## Choosing Congressional Candidates

We're going to do some work with congressional candidates this semester. One thing we'll need is some work building up the websites (and other covariates) for the candidates. Let's divide and conquer.

In [None]:
# best practice is to do all imports at the beginning. 
from random import sample, choices, seed
from collections import Counter

file_list_of_districts = "district_list.txt"
output_file_name = "district_assignments.txt"

class_members = ["alex","anna","tony","john",
                 "kailey","kaixuan","michelle",
                 "natalie","patrick","bobby",
                 "thomas","will"]

Let's read this into a list. Note the use of `next` in the cell below--let's talk about what it does. 

In [None]:
district_list = list()
state_list = list()

with open(file_list_of_districts) as f :
    next(f)
    for item in f :
        district_list.append(item.strip()) # Question: what does strip do?
        state_list.append(item[:2])

The `Counter` collection gives us an easy way to sum up items in a dictionary. 

In [None]:
state_count = Counter(state_list)

In [None]:
state_count.most_common(10)

Now, we want to give everyone the same number (roughly) of representatives. Let's figure out how many there are. Replace the ?? with code to get the answer.

In [None]:
num_students = len(class_members)
num_districts = len(district_list)

num_per_member = num_districts/num_students

Now that we've got that, let's look at what `sample` does. 

In [None]:
sample(k=round(num_per_member),population=district_list)

---

There are a few different ways we could allocate districts to the members of our class. I'm going to illustrate two of them, just so you can compare and contrast. Both ways just sample our class with replacement, one building it up from scratch, the other using the `choice` function. 

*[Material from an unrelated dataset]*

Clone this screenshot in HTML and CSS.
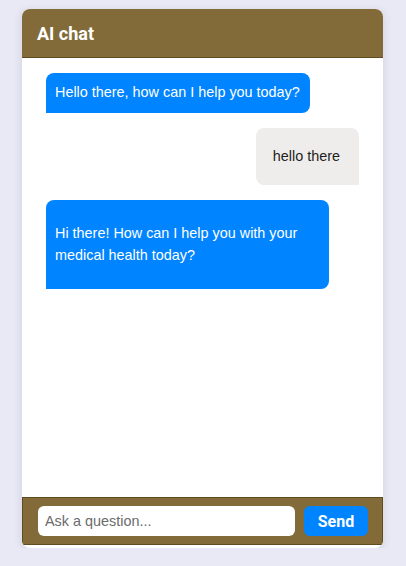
FILE: index.html
```html
<!DOCTYPE html>
<html>
<head>
<meta charset="utf-8">
<link rel="stylesheet" href="styles.css">
</head>
<body>
<div class="card">
  <div class="header"><h2 class="title">AI chat</h2></div>
  <div class="messages">
    <div class="msg bot first">Hello there, how can I help you today?</div>
    <div class="msg user">hello there</div>
    <div class="msg bot long">Hi there! How can I help you with your medical health today?</div>
  </div>
  <div class="footer">
    <input class="ask" type="text" placeholder="Ask a question...">
    <button class="send">Send</button>
  </div>
</div>
</body>
</html>
```
FILE: styles.css
```css
html, body { margin: 0; padding: 0; }
body {
  background: #e8e9f4;
  font-family: "Liberation Sans", Arial, sans-serif;
  font-size: 14.4px;
}
.card {
  width: 361px;
  margin: 9px 0 0 22px;
  background: #fff;
  border-radius: 8px;
  box-shadow: 0 2px 10px rgba(40, 40, 80, 0.12);
  display: flex;
  flex-direction: column;
  padding-bottom: 3px;
  overflow: hidden;
}
.header {
  height: 48px;
  background: #826b38;
  border-bottom: 1px solid #5f4c1f;
  display: flex;
  align-items: center;
  padding: 0 15px;
}
.title {
  margin: 0;
  color: #fff;
  font-family: Roboto, sans-serif;
  font-weight: 700;
  font-size: 18px;
}
.messages {
  height: 439px;
  padding: 15px 24px 0 24px;
  display: flex;
  flex-direction: column;
  gap: 15px;
  box-sizing: border-box;
}
.msg {
  max-width: 283px;
  box-sizing: border-box;
  line-height: 17px;
}
.bot {
  align-self: flex-start;
  background: #0084ff;
  color: #fff;
  border-radius: 8px 8px 8px 0;
}
.first { padding: 11px 10px 12px 9px; }
.long { padding: 22px 10px 23px 9px; line-height: 22px; }
.user {
  align-self: flex-end;
  background: #efedeb;
  color: #1e1e1e;
  border-radius: 8px 8px 0 8px;
  padding: 20px 19px 20px 17px;
}
.footer {
  height: 48px;
  box-sizing: border-box;
  background: #826b38;
  border: 1px solid #5f4c1f;
  display: flex;
  align-items: center;
  gap: 9px;
  padding: 0 14px 0 15px;
}
.ask {
  flex: 1;
  height: 30px;
  box-sizing: border-box;
  border: none;
  border-radius: 6px;
  padding: 0 7px;
  font-family: "Liberation Sans", Arial, sans-serif;
  font-size: 14.4px;
  background: #fff;
  outline: none;
}
.ask::placeholder { color: #6b6b6b; }
.send {
  width: 64px;
  height: 30px;
  border: none;
  border-radius: 6px;
  background: #0084ff;
  color: #fff;
  font-family: Roboto, sans-serif;
  font-weight: 700;
  font-size: 16px;
  padding: 0;
}
```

### First Assignment Approach

In [None]:
# Setting the random seed ensures we get the same output
seed(20180903)

In [None]:
district_assignment = [0] * len(district_list) # make an empty list of the approprite length.

for idx in range(len(district_assignment)) :
    district_assignment[idx] = sample(k=1,population=class_members)[0] # sample returns a list of length k

Now we can use `zip` to merge the two. 

In [None]:
assignments = dict(zip(district_list,district_assignment))

Let's look at the first 10 items in this dictionary. We'll use our `enumerate` trick. 

In [None]:
for idx, dist in enumerate(assignments) :
    print("".join([assignments[dist], 
                  " will get information for ",
                  dist]))
    
    if idx == 9 :
        break

And now we'll just write out the results. 

In [None]:
with open(output_file_name,'w') as ofile : # note 'w' flag
    ofile.write("\t".join(["district","class_member"]) + "\n")
    
    for dist, person in assignments.items() :
        ofile.write("\t".join([dist,person]) + "\n")
        

### Second Assignment Approach

We can do do the same thing using `choice` and save some typing. I'll keep the variable names the same so you can trace what's going on. 

In [None]:
district_assignment = choices(k=len(district_list),population=class_members)

assignments = dict(zip(district_list,district_assignment))

with open(output_file_name,'w') as ofile : # note 'w' flag
    ofile.write("\t".join(["district","class_member"]) + "\n")
    
    for dist, person in assignments.items() :
        ofile.write("\t".join([dist,person]) + "\n")

Let's use `Counter` to see how many districts each of us got. 

In [None]:
Counter(district_assignment)

Somewhat clumpy, but not the end of the world. If you've got some free time, try to figure out how you'd randomly assign districts to people with everyone having roughly the same number of people.